**OBJECTIVE**
Make an exact copy of the records, with the pictures left out.

**SUPPLIED DATA**
## begin
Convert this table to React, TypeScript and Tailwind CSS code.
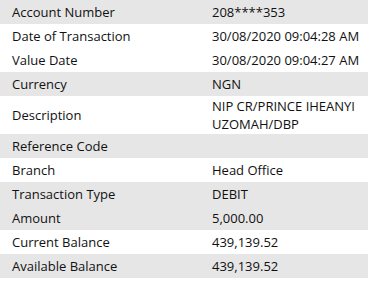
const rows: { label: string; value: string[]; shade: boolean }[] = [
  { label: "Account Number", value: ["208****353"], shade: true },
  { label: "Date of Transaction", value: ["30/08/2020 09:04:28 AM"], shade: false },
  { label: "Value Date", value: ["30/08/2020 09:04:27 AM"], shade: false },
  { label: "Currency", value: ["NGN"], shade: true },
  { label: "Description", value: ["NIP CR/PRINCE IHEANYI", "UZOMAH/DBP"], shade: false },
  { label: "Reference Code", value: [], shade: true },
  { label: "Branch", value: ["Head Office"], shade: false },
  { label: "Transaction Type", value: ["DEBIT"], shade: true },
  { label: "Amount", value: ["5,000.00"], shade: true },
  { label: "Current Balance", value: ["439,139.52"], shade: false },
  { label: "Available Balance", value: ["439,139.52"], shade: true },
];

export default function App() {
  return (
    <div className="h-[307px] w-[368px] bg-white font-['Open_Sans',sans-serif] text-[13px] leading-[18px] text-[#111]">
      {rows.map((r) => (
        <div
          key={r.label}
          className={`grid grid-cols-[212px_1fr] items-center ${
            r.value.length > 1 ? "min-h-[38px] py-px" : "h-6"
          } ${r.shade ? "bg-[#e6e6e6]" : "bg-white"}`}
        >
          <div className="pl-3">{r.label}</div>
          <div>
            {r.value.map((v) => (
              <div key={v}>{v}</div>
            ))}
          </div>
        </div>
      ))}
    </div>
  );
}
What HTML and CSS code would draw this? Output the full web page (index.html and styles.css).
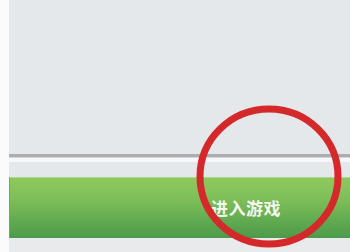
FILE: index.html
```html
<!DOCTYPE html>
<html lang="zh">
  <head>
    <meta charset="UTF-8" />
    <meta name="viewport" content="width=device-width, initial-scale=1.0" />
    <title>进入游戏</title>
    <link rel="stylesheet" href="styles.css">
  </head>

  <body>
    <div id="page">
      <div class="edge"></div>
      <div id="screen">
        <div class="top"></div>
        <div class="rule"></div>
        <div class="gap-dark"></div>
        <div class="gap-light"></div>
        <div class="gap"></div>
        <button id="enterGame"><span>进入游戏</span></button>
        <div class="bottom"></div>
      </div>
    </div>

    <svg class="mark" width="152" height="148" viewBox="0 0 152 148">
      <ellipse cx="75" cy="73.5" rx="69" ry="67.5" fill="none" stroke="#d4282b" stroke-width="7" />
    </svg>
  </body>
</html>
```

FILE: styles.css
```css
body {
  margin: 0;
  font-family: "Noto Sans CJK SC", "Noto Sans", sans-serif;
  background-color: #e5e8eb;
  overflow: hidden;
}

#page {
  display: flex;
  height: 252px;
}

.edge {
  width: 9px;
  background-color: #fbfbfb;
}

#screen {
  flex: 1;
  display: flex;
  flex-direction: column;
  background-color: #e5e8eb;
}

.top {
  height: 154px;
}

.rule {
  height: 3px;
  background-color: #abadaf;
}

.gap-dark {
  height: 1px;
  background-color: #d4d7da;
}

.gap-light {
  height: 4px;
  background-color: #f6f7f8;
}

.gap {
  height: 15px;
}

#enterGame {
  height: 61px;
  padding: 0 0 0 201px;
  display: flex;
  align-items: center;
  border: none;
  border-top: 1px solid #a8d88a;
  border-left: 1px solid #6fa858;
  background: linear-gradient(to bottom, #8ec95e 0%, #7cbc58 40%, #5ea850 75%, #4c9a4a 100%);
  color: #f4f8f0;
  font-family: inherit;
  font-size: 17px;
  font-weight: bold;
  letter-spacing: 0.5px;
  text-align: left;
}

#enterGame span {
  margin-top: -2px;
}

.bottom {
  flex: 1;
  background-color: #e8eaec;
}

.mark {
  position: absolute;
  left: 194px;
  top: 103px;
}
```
## end
**REPLY**
Convert this table to React, TypeScript and Tailwind CSS code.
const rows: { label: string; value: string[]; shade: boolean }[] = [
  { label: "Account Number", value: ["208****353"], shade: true },
  { label: "Date of Transaction", value: ["30/08/2020 09:04:28 AM"], shade: false },
  { label: "Value Date", value: ["30/08/2020 09:04:27 AM"], shade: false },
  { label: "Currency", value: ["NGN"], shade: true },
  { label: "Description", value: ["NIP CR/PRINCE IHEANYI", "UZOMAH/DBP"], shade: false },
  { label: "Reference Code", value: [], shade: true },
  { label: "Branch", value: ["Head Office"], shade: false },
  { label: "Transaction Type", value: ["DEBIT"], shade: true },
  { label: "Amount", value: ["5,000.00"], shade: true },
  { label: "Current Balance", value: ["439,139.52"], shade: false },
  { label: "Available Balance", value: ["439,139.52"], shade: true },
];

export default function App() {
  return (
    <div className="h-[307px] w-[368px] bg-white font-['Open_Sans',sans-serif] text-[13px] leading-[18px] text-[#111]">
      {rows.map((r) => (
        <div
          key={r.label}
          className={`grid grid-cols-[212px_1fr] items-center ${
            r.value.length > 1 ? "min-h-[38px] py-px" : "h-6"
          } ${r.shade ? "bg-[#e6e6e6]" : "bg-white"}`}
        >
          <div className="pl-3">{r.label}</div>
          <div>
            {r.value.map((v) => (
              <div key={v}>{v}</div>
            ))}
          </div>
        </div>
      ))}
    </div>
  );
}
What HTML and CSS code would draw this? Output the full web page (index.html and styles.css).
FILE: index.html
```html
<!DOCTYPE html>
<html lang="zh">
  <head>
    <meta charset="UTF-8" />
    <meta name="viewport" content="width=device-width, initial-scale=1.0" />
    <title>进入游戏</title>
    <link rel="stylesheet" href="styles.css">
  </head>

  <body>
    <div id="page">
      <div class="edge"></div>
      <div id="screen">
        <div class="top"></div>
        <div class="rule"></div>
        <div class="gap-dark"></div>
        <div class="gap-light"></div>
        <div class="gap"></div>
        <button id="enterGame"><span>进入游戏</span></button>
        <div class="bottom"></div>
      </div>
    </div>

    <svg class="mark" width="152" height="148" viewBox="0 0 152 148">
      <ellipse cx="75" cy="73.5" rx="69" ry="67.5" fill="none" stroke="#d4282b" stroke-width="7" />
    </svg>
  </body>
</html>
```

FILE: styles.css
```css
body {
  margin: 0;
  font-family: "Noto Sans CJK SC", "Noto Sans", sans-serif;
  background-color: #e5e8eb;
  overflow: hidden;
}

#page {
  display: flex;
  height: 252px;
}

.edge {
  width: 9px;
  background-color: #fbfbfb;
}

#screen {
  flex: 1;
  display: flex;
  flex-direction: column;
  background-color: #e5e8eb;
}

.top {
  height: 154px;
}

.rule {
  height: 3px;
  background-color: #abadaf;
}

.gap-dark {
  height: 1px;
  background-color: #d4d7da;
}

.gap-light {
  height: 4px;
  background-color: #f6f7f8;
}

.gap {
  height: 15px;
}

#enterGame {
  height: 61px;
  padding: 0 0 0 201px;
  display: flex;
  align-items: center;
  border: none;
  border-top: 1px solid #a8d88a;
  border-left: 1px solid #6fa858;
  background: linear-gradient(to bottom, #8ec95e 0%, #7cbc58 40%, #5ea850 75%, #4c9a4a 100%);
  color: #f4f8f0;
  font-family: inherit;
  font-size: 17px;
  font-weight: bold;
  letter-spacing: 0.5px;
  text-align: left;
}

#enterGame span {
  margin-top: -2px;
}

.bottom {
  flex: 1;
  background-color: #e8eaec;
}

.mark {
  position: absolute;
  left: 194px;
  top: 103px;
}
```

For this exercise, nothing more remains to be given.